Only three short months after taking back her 2010 album Speak Now in true Taylor’s Version fashion, Taylor Swift has revisited one of her most acclaimed albums in her discography: 1989.
Just last week, Taylor Swift re-recorded and released her album 1989, which was originally released in 2014. The album, when first released earned Swift another Album of the Year accolade at the 2016 Grammy Awards, was her first fully-pop record. This shift from country-to-pop was a major milestone in Swift’s music career, similar to country crossover icon Shania Twain, whose first country-pop crossover album Come On Over quickly became an all-time bestseller.

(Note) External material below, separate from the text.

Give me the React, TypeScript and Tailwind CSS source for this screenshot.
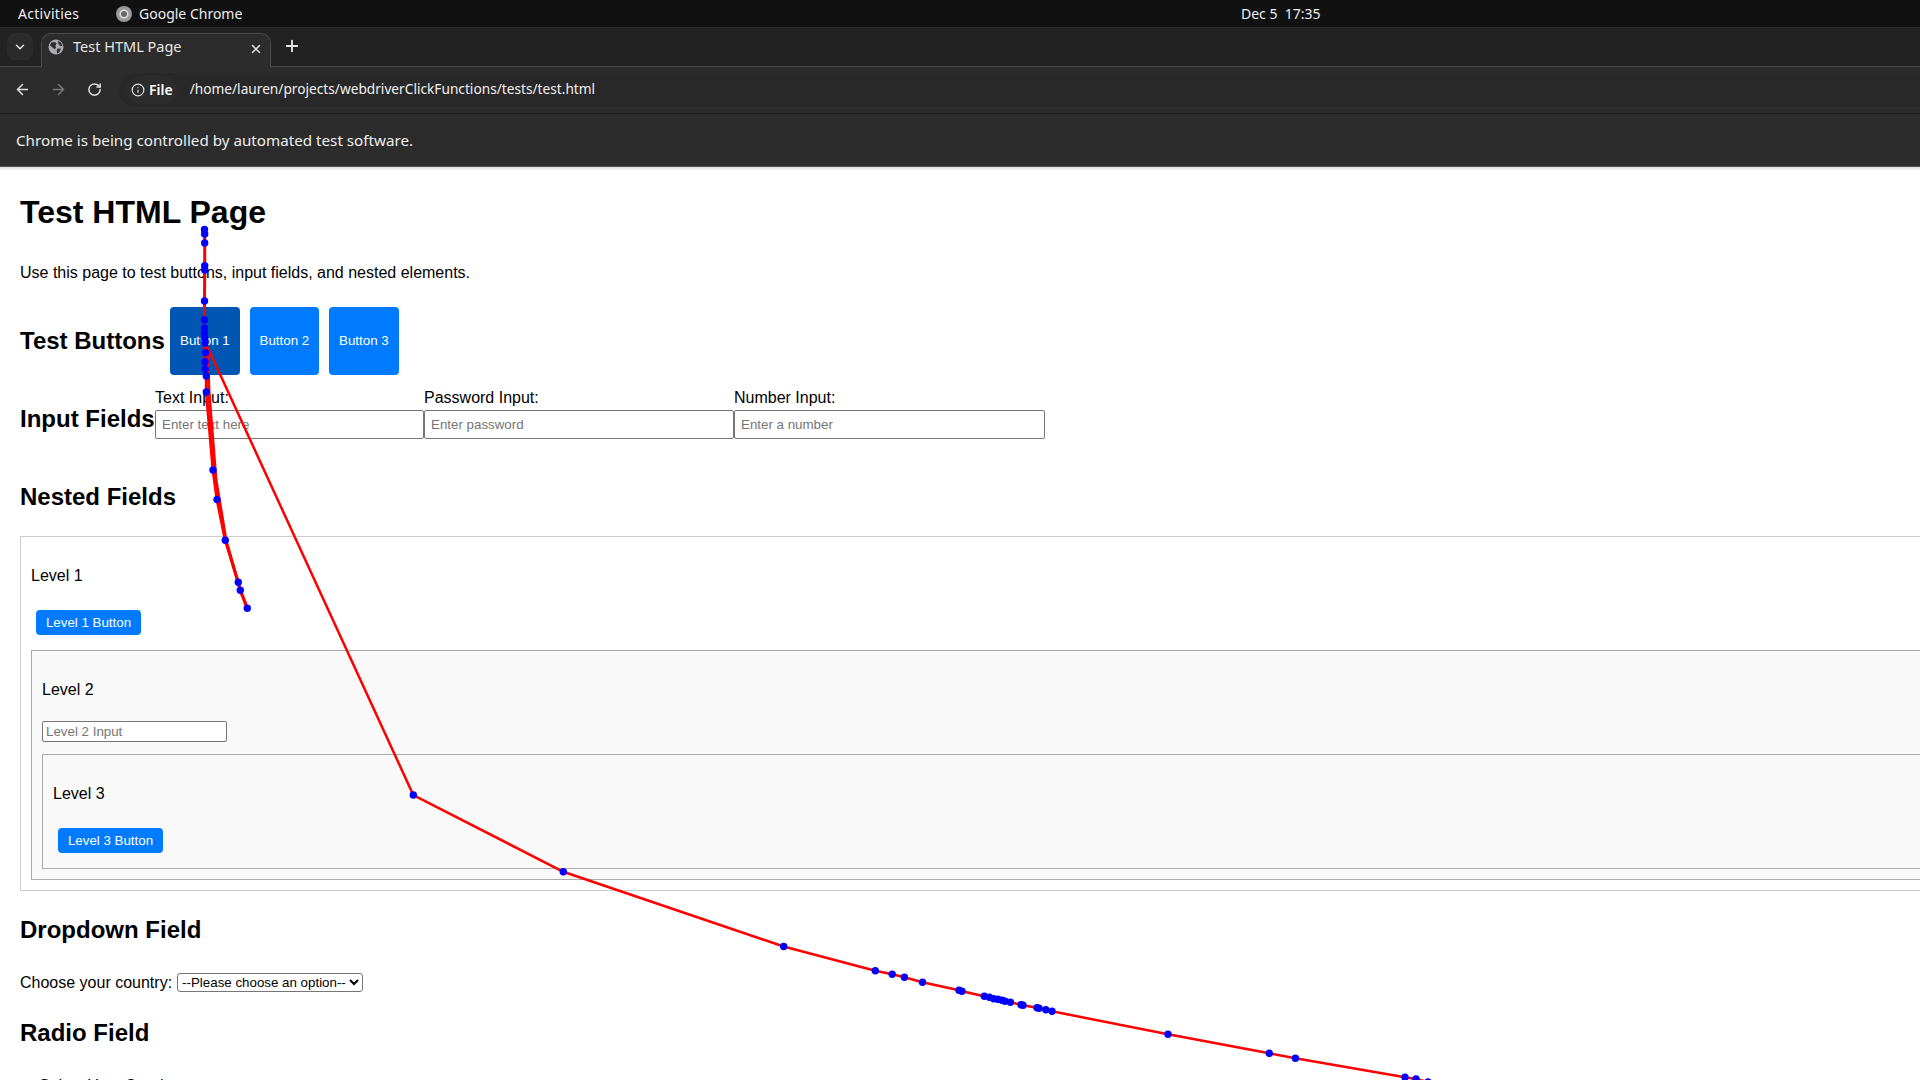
import { ArrowLeft, ArrowRight, ChevronDown, Info, Plus, RotateCw, X } from 'lucide-react'

const pageFont = "font-['Liberation_Sans',Arial,sans-serif]"
const chromeFont = "font-['Noto_Sans',sans-serif]"

const trailOne: [number, number][] = [
  [204.5, 229.5], [204.7, 234], [204.7, 243], [204.7, 265.7], [204.7, 270], [204.5, 301], [204.5, 320],
  [204.5, 328], [204.5, 333], [204.6, 338], [204.8, 343], [205.5, 352.7], [205, 361.7], [205.3, 369],
  [206.3, 376], [206.3, 392], [213, 470], [217, 499.6], [225.3, 540.3], [238.3, 582.3], [240.3, 590.3], [247.3, 608.3],
]

const trailBack: [number, number][] = [
  [247.3, 608.3], [240.3, 590.3], [226, 540.3], [216, 480], [209, 392], [207.5, 347],
]

const trailTwo: [number, number][] = [
  [207.5, 347], [413.3, 795], [563.3, 871.8], [783.7, 946.5], [875.3, 970.7], [892.2, 974.3], [904.4, 977.3],
  [922.5, 982.3], [959, 990.3], [962, 991.3], [984.3, 996.3], [989.4, 997.3], [993.6, 998.7], [997.8, 999.3],
  [1002, 1000.3], [1005, 1001.3], [1010.4, 1002.3], [1021, 1004.7], [1023, 1005.3], [1037, 1007.7], [1039, 1008.3],
  [1045.8, 1009.7], [1052, 1011.3], [1168, 1034.3], [1269.3, 1053.3], [1295.4, 1058.3], [1405, 1077.3], [1416, 1079], [1428, 1082],
]

function toPoints(list: [number, number][]) {
  return list.map(([x, y]) => `${x},${y}`).join(' ')
}

function MouseTrail() {
  return (
    <svg className="absolute left-0 top-0 pointer-events-none" width="1920" height="1080" viewBox="0 0 1920 1080">
      <polyline points={toPoints(trailOne)} fill="none" stroke="#ff0000" strokeWidth="3" />
      <polyline points={toPoints(trailBack)} fill="none" stroke="#ff0000" strokeWidth="3" />
      <polyline points={toPoints(trailTwo)} fill="none" stroke="#ff0000" strokeWidth="2.5" />
      {[...trailOne, ...trailTwo.slice(1)].map(([x, y]) => (
        <circle key={`${x}-${y}`} cx={x} cy={y} r="3.7" fill="#0000ff" />
      ))}
    </svg>
  )
}

function ChromeLogo() {
  return (
    <svg width="16" height="16" viewBox="0 0 16 16">
      <circle cx="8" cy="8" r="8" fill="#9a9a9a" />
      <circle cx="8" cy="8" r="4.6" fill="#dcdcdc" />
      <circle cx="8" cy="8" r="3" fill="#6a6a6a" />
    </svg>
  )
}

function GlobeIcon() {
  return (
    <svg width="16" height="16" viewBox="0 0 16 16">
      <circle cx="8" cy="8" r="7.5" fill="#a9acb0" />
      <path d="M3.2 3.6 L7 3 L8.6 4.6 L7.4 6.4 L8 8.4 L6.6 10.6 L4.6 8.4 L2 6.4 Z" fill="#2e2e2e" />
      <path d="M10 1.6 L13.4 4 L14.4 7.4 L12 6.8 L10.4 4.8 Z M9.6 9.6 L13 9.8 L11 13.8 L9 14.4 L8.8 11.6 Z" fill="#2e2e2e" />
    </svg>
  )
}

function BlueButton({ label }: { label: string }) {
  return (
    <button className="m-[5px] h-[25px] w-[105px] shrink-0 rounded-[4px] bg-[#007bff] text-[13.33px] text-white block">
      {label}
    </button>
  )
}

function TestInput({ label, placeholder, className }: { label: string; placeholder: string; className: string }) {
  return (
    <div className={`flex flex-col ${className}`}>
      <label className="block h-[21px] text-[16px] leading-[18px] text-black">{label}</label>
      <input
        placeholder={placeholder}
        className="h-[29px] w-full rounded-[2px] border border-[#767676] bg-white px-[6px] text-[13.33px] placeholder:text-[#757575]"
      />
    </div>
  )
}

function BrowserChrome() {
  return (
    <div className={`shrink-0 ${chromeFont} text-white`}>
      <div className="relative flex h-[27px] items-center bg-[#111111] pl-[18px] text-[14px] text-[#eeeeee]">
        <span className="w-[98px] tracking-[0.3px]">Activities</span>
        <span className="flex items-center gap-[7px]">
          <ChromeLogo />
          Google Chrome
        </span>
        <span className="absolute left-[1241px] text-[14px]">Dec 5&nbsp; 17:35</span>
      </div>
      <div className="flex h-[40px] items-end border-t border-[#2a2a2a] border-b-[#4a4a4a] border-b bg-[#222222]">
        <div className="mb-[6px] ml-[7px] flex h-[27px] w-[26px] items-center justify-center rounded-[8px] bg-[#2b2b2b]">
          <ChevronDown size={14} strokeWidth={2.5} color="#e6e6e6" />
        </div>
        <div className="relative ml-[8px] flex h-[34px] w-[230px] items-center rounded-t-[10px] border border-b-0 border-[#4a4a4a] bg-[#2c2c2c] pb-[7px] pl-[6px] text-[14.5px] text-[#e6e6e6] -mb-px">
          <GlobeIcon />
          <span className="ml-[9px]">Test HTML Page</span>
          <X size={14} strokeWidth={2.5} color="#e6e6e6" className="absolute right-[7px] top-[8px]" />
        </div>
        <Plus size={18} strokeWidth={2.5} color="#e6e6e6" className="mb-[11px] ml-[12px]" />
      </div>
      <div className="flex h-[47px] items-center border-b border-[#1d1d1d] bg-[#2c2c2c] pb-[1px]">
        <ArrowLeft size={17} strokeWidth={2.2} color="#dddddd" className="ml-[14px]" />
        <ArrowRight size={17} strokeWidth={2.2} color="#777777" className="ml-[19px]" />
        <RotateCw size={15} strokeWidth={2.4} color="#dddddd" className="ml-[20px]" />
        <div className="ml-[17px] flex h-[34px] flex-1 items-center rounded-l-full bg-[#282828] pl-[8px]">
          <div className="flex h-[28px] items-center gap-[4px] rounded-full bg-[#2c2c2c] px-[4px] text-[14px] font-semibold">
            <Info size={14} strokeWidth={2} color="#e6e6e6" />
            <span>File</span>
          </div>
          <span className="ml-[13px] text-[13.7px] text-[#f0f0f0]">/home/lauren/projects/webdriverClickFunctions/tests/test.html</span>
        </div>
      </div>
      <div className="flex h-[53px] items-center border-b border-[#555555] bg-[#2c2c2c] pl-[16px] text-[15.2px] text-[#eeeeee]">
        Chrome is being controlled by automated test software.
      </div>
    </div>
  )
}

export default function App() {
  return (
    <div className={`relative h-[1080px] w-[1920px] overflow-hidden bg-white ${pageFont}`}>
      <BrowserChrome />
      <div className="h-[4px] bg-gradient-to-b from-[#dddddd] to-white" />
      <main className="pl-[20px] text-black">
        <h1 className="pt-[23px] text-[32px] leading-[37px] font-bold">Test HTML Page</h1>
        <p className="mt-[33px] text-[16px] leading-[18px]">Use this page to test buttons, input fields, and nested elements.</p>

        <div className="mt-[25px] flex h-[68px] items-center">
          <h2 className="text-[24px] leading-[28px] font-bold">Test Buttons</h2>
          <button className="ml-[5px] h-[68px] w-[70px] rounded-[4px] bg-[#0056b3] text-[13.33px] text-white">Button 1</button>
          <button className="ml-[10px] h-[68px] w-[69px] rounded-[4px] bg-[#007bff] text-[13.33px] text-white">Button 2</button>
          <button className="ml-[10px] h-[68px] w-[70px] rounded-[4px] bg-[#007bff] text-[13.33px] text-white">Button 3</button>
        </div>

        <div className="mt-[14px] flex items-center">
          <h2 className="w-[135px] pt-[10px] text-[24px] leading-[28px] font-bold whitespace-nowrap">Input Fields</h2>
          <TestInput label="Text Input:" placeholder="Enter text here" className="w-[269px]" />
          <TestInput label="Password Input:" placeholder="Enter password" className="w-[310px]" />
          <TestInput label="Number Input:" placeholder="Enter a number" className="w-[311px]" />
        </div>

        <h2 className="mt-[44px] text-[24px] leading-[28px] font-bold">Nested Fields</h2>

        <section className="mt-[25px] w-[2000px] border border-[#cccccc] p-[10px]">
          <p className="mt-[20px] mb-[25px] text-[16px] leading-[18px]">Level 1</p>
          <BlueButton label="Level 1 Button" />
          <div className="mt-[15px] border border-[#aaaaaa] bg-[#f9f9f9] p-[10px]">
            <p className="mt-[20px] mb-[22px] text-[16px] leading-[18px]">Level 2</p>
            <input
              placeholder="Level 2 Input"
              className="block h-[21px] w-[185px] rounded-[2px] border border-[#767676] bg-white px-[3px] text-[13.33px] placeholder:text-[#757575]"
            />
            <div className="mt-[12px] border border-[#aaaaaa] bg-[#f9f9f9] p-[10px]">
              <p className="mt-[20px] mb-[25px] text-[16px] leading-[18px]">Level 3</p>
              <BlueButton label="Level 3 Button" />
            </div>
          </div>
        </section>

        <h2 className="mt-[25px] text-[24px] leading-[28px] font-bold">Dropdown Field</h2>
        <div className="mt-[29px] flex h-[19px] items-center gap-[5px]">
          <label className="text-[16px] leading-[18px]">Choose your country:</label>
          <select className="h-[19px] w-[186px] rounded-[3px] border border-[#767676] bg-white text-[13.33px] text-black">
            <option>--Please choose an option--</option>
          </select>
        </div>

        <h2 className="mt-[27px] text-[24px] leading-[28px] font-bold">Radio Field</h2>
        <p className="mt-[30px] ml-[19px] text-[16px] leading-[18px]">Select Your Gender:</p>
      </main>
      <MouseTrail />
    </div>
  )
}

The fourth re-recording to be released from her discography thus far, 1989 (Taylor’s Version) was long anticipated by fans, especially in hopes to get their hands (and ears) on the new, unreleased vault tracks.
Adding onto 1989 (Taylor’s Version)’s rerecorded sixteen tracks, five brand-new songs were released from the vault: “‘Slut!’”, “Say Don’t Go”, “Now That We Don’t Talk”, “Suburban Legends”, and “Is It Over Now?”.
The original release of 1989 was originally produced by long-time (then, first-time) collaborator Jack Antonoff, in addition to Swedish producer Max Martin, who has worked on some of the biggest pop hits ever, including the likes of pop icon Britney Spears. However, Swift did not choose to work with Martin on this rerecording for unknown reasons.
The full tracklist of 1989 (Taylor’s Version) includes:
“Welcome to New York”
“Blank Space”
“Style”
“Out of the Woods”
“All You Had to Do Was Stay”
“Shake It Off”
“I Wish You Would”
“Bad Blood”
“Wildest Dreams”
“How You Get the Girl”
“This Love”
“I Know Places”
“Clean”
“Wonderland”
“You Are in Love”
“New Romantics”
1989 (Taylor’s Version) vault tracks are:
“‘Slut!’”
“Say Don’t Go”
“Now That We Don’t Talk”
“Suburban Legends”
“Is It Over Now?”
Just like the original recording of Swift’s 1989, the newest addition to the Taylor’s Version catalog features the singer/songwriter’s matured vocals and more crisp production all-across. With an album like 1989 that produced so many hits its first time around, Swift and her team had a very high bar to surpass.
The original tracks of 1989 aren’t much different, of course, but are replaced with Swift’s crisp and matured vocals, adding that much-needed depth to massive pop hits like “Blank Space”, “Style”, and fan-favorite track “I Know Places”.
The newly-released vault tracks, however, are some of Swift’s best. “‘Slut!’” is a vulnerable, lyrical masterpiece with a very 80s synth-pop vibe, along with “Suburban Legends” which features that same synth feeling that lives within the 1989 (Taylor’s Version) world.
My personal favorite from the vault, “Is It Over Now?”, not only features producer Jack Antonoff’s unique production style, but seems as if it could have easily been a track on Swift’s tenth studio album Midnights.
Additionally, the song is rumored to be another song, like “Out of the Woods”, about her time with former boyfriend, Harry Styles. Especially the lyrics, “When you lost control, red blood, white snow, blue dress on a boat” seemingly referring to her ski trip-turned-accident with Styles, as well as uncovered photos of Swift taken around the time of her fling with Styles, sitting on a boat in a blue dress. These kinds of clues, in the Swiftie world, just confirm the speculations.
As for the numbers, the album is absolutely dominating. Since its release, 1989 (Taylor’s Version) has debuted at number one on the Billboard 200, and has sold nearly 1.7 million albums in the U.S. within its first week.
So far, the Taylor’s Version re-recordings haven’t stopped breaking records and growing Swift’s ever-so dedicated fanbase, and it seemingly won’t be stopping anytime soon. Truly, Swift is only going higher and higher from here, with more albums to be re-recorded and released in the upcoming years, and is also coming off of her latest movie release, a cinematic version of her ongoing historic tour, The Eras Tour.
There really is no stopping of the star power and lyrical mastery of Taylor Swift, and 1989 (Taylor’s Version) further endorses that.